First, let me stipulate that there are indeed many conservatives for whom the chief problem with public sector unions is that they favor increasing public employment levels. It is not clear to me, however, that this is in fact their main drawback, nor do I think the strongest conservative arguments against public sector unions center on their role in increasing public employment as such.
In “Government Crowded Out,” Daniel DiSalvo of the Manhattan Institute warns that as state and local governments face rising pension and health benefit costs, they’ve been forced to cut services. And as costs per worker rise, state and local governments are less inclined to maintain high public employment levels. For example, DiSalvo observes that in New York city, a sanitation worker costs $144,000, up from $79,000 a decade ago. Had compensation costs not risen to this extent, the city might be more amenable to expanding the ranks of sanitation workers. Much has been written about the peculiarities of the defined-benefit pensions that are common in the public sector, and which many public employees would happily trade for higher wages, and so I won’t rehearse the matter here.
Public sector unions have considerable influence over the work rules governing what employees can and can’t do. To be sure, this influence has at times been overstated, as Rick Hess argues in Cage-Busting Leadership, his book on how bureaucratic inertia can be more of an obstacle to reform than work rules as such. But work rules can effectively determine staffing levels in a given job function. In doing so, they limit the ability of state and local governments to embrace new productivity-enhancing technologies and to adapt to changing consumer preferences. In “The Trouble with Public Sector Unions,” DiSalvo discusses how rigid work rules shape the culture of the public sector:
Yet as skilled as the unions may be in drawing on taxpayer dollars, many observers argue that their greater influence is felt in the quality of the government services taxpayers receive in return. In his book The Warping of Government Work, Harvard public-policy scholar John Donahue explains how public-employee unions have reduced government efficiency and responsiveness. With poor prospects in the ultra-competitive private sector, government work is increasingly desirable for those with limited skills; at the opposite end of the spectrum, the wage compression imposed by unions and civil-service rules makes government employment less attractive to those whose abilities are in high demand. Consequently, there is a “brain drain” at the top end of the government work force, as many of the country’s most talented people opt for jobs in the private sector where they can be richly rewarded for their skills (and avoid the intricate work rules, and glacial advancement through big bureaucracies, that are part and parcel of government work). Thus, as New York University professor Paul Light argues, government employment “caters more to the security-craver than the risk-taker.” And because government employs more of the former and fewer of the latter, it is less flexible, less responsive, and less innovative. It is also more expensive: Northeastern University economist Barry Bluestone has shown that, between 2000 and 2008, the price of state and local public services has increased by 41% nationally, compared with 27% for private services.
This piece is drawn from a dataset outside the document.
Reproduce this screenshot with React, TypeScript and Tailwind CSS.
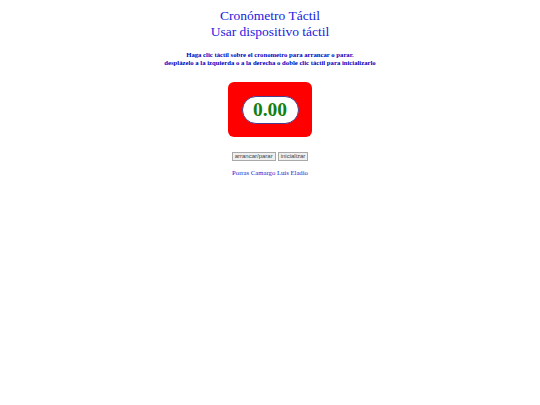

Yeselson finds it easy to imagine policies that improve the quality of public services while also increasing public employment. I’d suggest that improving the quality of public services might entail increasing public employment in some domains while decreasing it in others. It is this reallocation that public sector unions make extremely difficult, as unions, as democratic organizations, reflect the risk-version of their median members, who believe, correctly for the most part, that unionized public employment helps them secure more favorable terms than they’d be able to secure from private employers. It is not obvious that New York City gains much from the fact that the MTA employs 25 workers for tunnel-boring machine work that Spanish transit agencies need only 9 workers to accomplish. But I don’t doubt that the 16 workers who’d be made redundant by a shift to Spanish-style labor practices would not welcome the change. In aggregate, however, I too can imagine easily a scenario in which rolling back rigid work rules leads to stable or even increased employment levels – New York City could stand to employ more police and more sanitation workers, if they were more affordable. The trouble with public sector unions is not so much that they increase public employment levels as that they make it hard for state and local officials to meet the evolving needs of dynamic communities.
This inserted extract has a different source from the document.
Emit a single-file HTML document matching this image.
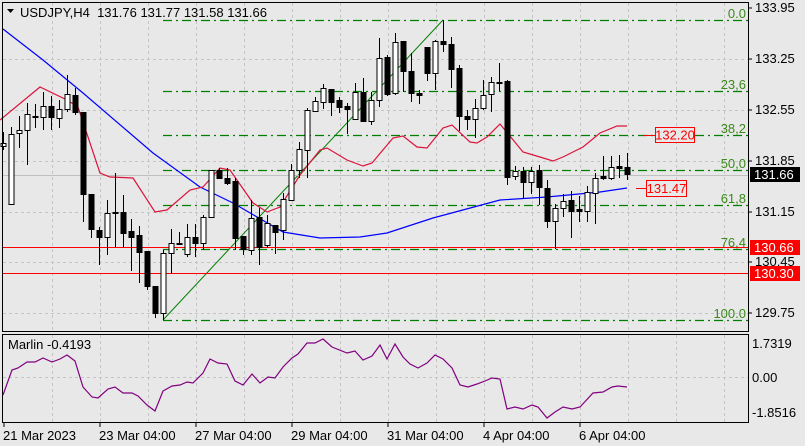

UPDATE: As if on cue, Kate Zernike of the New York Times reports on encouraging developments in Camden, New Jersey, a depressed, crime-ravaged community where a notoriously ineffective local police force was recently disbanded and replaced by a police force operating under the auspices of the county government:
Dispensing with expensive work rules, the new force hired more officers within the same budget — 411, up from about 250. It hired civilians to use crime-fighting technology it had never had the staff for. And it has tightened alliances with federal agencies to remove one of the largest drug rings from city streets.
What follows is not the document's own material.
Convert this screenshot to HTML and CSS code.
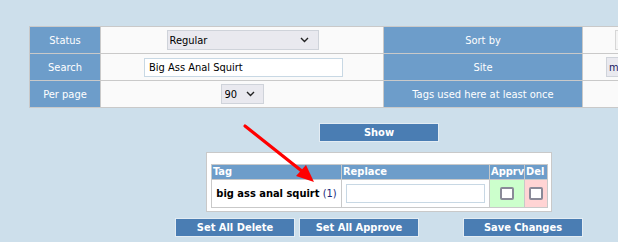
FILE: index.html
```html
<!DOCTYPE html>
<html>
<head>
<meta charset="utf-8">
<link rel="stylesheet" href="styles.css">
</head>
<body>
<div class="page">
  <table class="filters">
    <colgroup><col class="c1"><col class="c2"><col class="c3"><col class="c4"></colgroup>
    <tr>
      <th>Status</th>
      <td class="center"><div class="sel sel-status"><select><option>Regular</option></select><svg class="chev" width="9" height="6" viewBox="0 0 9 6"><path d="M1 1l3.5 3.5L8 1" fill="none" stroke="#222" stroke-width="1.4"/></svg></div></td>
      <th>Sort by</th>
      <td><div class="sel sel-sort"><select><option></option></select></div></td>
    </tr>
    <tr>
      <th>Search</th>
      <td class="center"><input class="search" type="text" value="Big Ass Anal Squirt"></td>
      <th>Site</th>
      <td><div class="sel sel-site"><select><option>m</option></select></div></td>
    </tr>
    <tr>
      <th>Per page</th>
      <td class="center"><div class="sel sel-pp"><select><option>90</option></select><svg class="chev" width="9" height="6" viewBox="0 0 9 6"><path d="M1 1l3.5 3.5L8 1" fill="none" stroke="#222" stroke-width="1.4"/></svg></div></td>
      <th>Tags used here at least once</th>
      <td></td>
    </tr>
  </table>

  <div class="show-row"><button class="btn">Show</button></div>

  <div class="tags-box">
    <table class="tags">
      <colgroup><col class="t1"><col class="t2"><col class="t3"><col class="t4"></colgroup>
      <tr class="head"><th>Tag</th><th>Replace</th><th>Apprv</th><th>Del</th></tr>
      <tr>
        <td class="tagname"><b>big ass anal squirt</b> <span class="count">(1)</span></td>
        <td><input class="replace" type="text"></td>
        <td class="apprv"><span class="cb"></span></td>
        <td class="del"><span class="cb"></span></td>
      </tr>
    </table>
  </div>

  <div class="actions">
    <button class="btn">Set All Delete</button>
    <button class="btn">Set All Approve</button>
    <button class="btn save">Save Changes</button>
  </div>

  <svg class="arrow" width="100" height="80" viewBox="0 0 100 80">
    <line x1="5" y1="6" x2="63" y2="52" stroke="#ff0000" stroke-width="3.2" stroke-linecap="round"/>
    <polygon points="74,62 56,56 66,45" fill="#ff0000"/>
  </svg>
</div>
</body>
</html>
```
FILE: styles.css
```css
html, body {
  margin: 0;
  padding: 0;
  background: #cddfeb;
  overflow: hidden;
}
body {
  font-family: "DejaVu Sans Condensed", "DejaVu Sans", Verdana, sans-serif;
  font-stretch: condensed;
  font-size: 11px;
}
.page {
  position: relative;
  padding: 26px 0 0 29px;
  width: 589px;
  height: 216px;
  overflow: hidden;
}
.filters {
  border-collapse: collapse;
  table-layout: fixed;
  width: 790px;
  border: 1px solid #c9c9c9;
}
.filters col.c1 { width: 71px; }
.filters col.c2 { width: 283px; }
.filters col.c3 { width: 199px; }
.filters col.c4 { width: 237px; }
.filters th, .filters td {
  border: 1px solid #c9c9c9;
  height: 26px;
  padding: 0;
}
.filters th {
  background: #6d9dca;
  color: #fff;
  font-weight: normal;
  text-align: center;
}
.filters td {
  background: #fafafa;
}
.center { text-align: center; }
.sel {
  position: relative;
  display: inline-block;
  vertical-align: middle;
}
.sel select {
  appearance: none;
  -webkit-appearance: none;
  font: inherit;
  color: #000;
  background: #e9e9ef;
  border: 1px solid #cfd3da;
  border-radius: 0;
  height: 20px;
  padding: 0 0 0 2px;
  margin: 0;
  outline: none;
}
.sel .chev {
  position: absolute;
  right: 10px;
  top: 7px;
  pointer-events: none;
}
.sel-status select { width: 152px; }
.sel-status { margin-left: 1px; }
.sel-pp select { width: 43px; padding-left: 3px; }
.sel-pp .chev { right: 9px; }
.sel-sort select { width: 40px; margin-left: 32px; background: #f4f4f4; border-color: #d6d6d6; }
.sel-site select { width: 40px; margin-left: 23px; color: #1a1a60; }
.search {
  font: inherit;
  width: 199px;
  height: 19px;
  box-sizing: border-box;
  border: 1px solid #c8d8e4;
  background: #fff;
  padding: 0 0 0 4px;
  margin: 0 0 0 3px;
  vertical-align: middle;
  outline: none;
}
.btn {
  font-family: inherit;
  font-stretch: condensed;
  font-size: 11px;
  font-weight: bold;
  color: #fff;
  background: #4a7db3;
  border: 1px solid #e3ecf3;
  width: 120px;
  height: 19px;
  padding: 0;
  margin: 0;
  cursor: pointer;
}
.show-row {
  margin-top: 15px;
  padding-left: 290px;
  display: flex;
}
.tags-box {
  margin-top: 10px;
  margin-left: 177px;
  width: 336px;
  background: #fff;
  border: 1px solid #c9c9c9;
  padding: 11px 4px 3px 4px;
}
.tags {
  border-collapse: collapse;
  table-layout: fixed;
  width: 336px;
  border: 1px solid #c9c9c9;
}
.tags col.t1 { width: 130px; }
.tags col.t2 { width: 148px; }
.tags col.t3 { width: 35px; }
.tags col.t4 { width: 23px; }
.tags th, .tags td {
  border: 1px solid #c9c9c9;
  padding: 0;
}
.tags .head th {
  background: #6d9dca;
  color: #fff;
  font-weight: bold;
  text-align: left;
  height: 14px;
  line-height: 14px;
  padding: 0 0 0 1px;
  font-size: 11px;
  white-space: nowrap;
}
.tags td {
  height: 27px;
  text-align: center;
}
.tagname { color: #000; white-space: nowrap; }
.count { color: #1a2a7a; }
.replace {
  font: inherit;
  width: 139px;
  height: 19px;
  box-sizing: border-box;
  border: 1px solid #c8d8e4;
  background: #fff;
  margin: 0;
  vertical-align: middle;
  outline: none;
}
.apprv { background: #ccffcc; }
.del { background: #ffd4d4; }
.cb {
  display: inline-block;
  vertical-align: middle;
  width: 10px;
  height: 9px;
  border: 2px solid #8a8a98;
  border-radius: 2px;
  background: #fff;
}
.actions {
  display: flex;
  margin-top: 6px;
  margin-left: 146px;
  gap: 4px;
}
.actions .save { margin-left: 40px; }
.arrow {
  position: absolute;
  left: 240px;
  top: 120px;
}
```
The entire article is well worth reading. The old police force was fiercely resistant to change. The new police force is now unionized, yet the sweeping away of the old order has left fresh memories that have prevented backsliding thus far. It remains to be seen if the new police force, and its union, will grow just as hidebound as its predecessor. What we can say is that Camden’s police have grown more efficient by “dispensing with expensive work rules,” which in turn has allowed for the expansion of the workforce.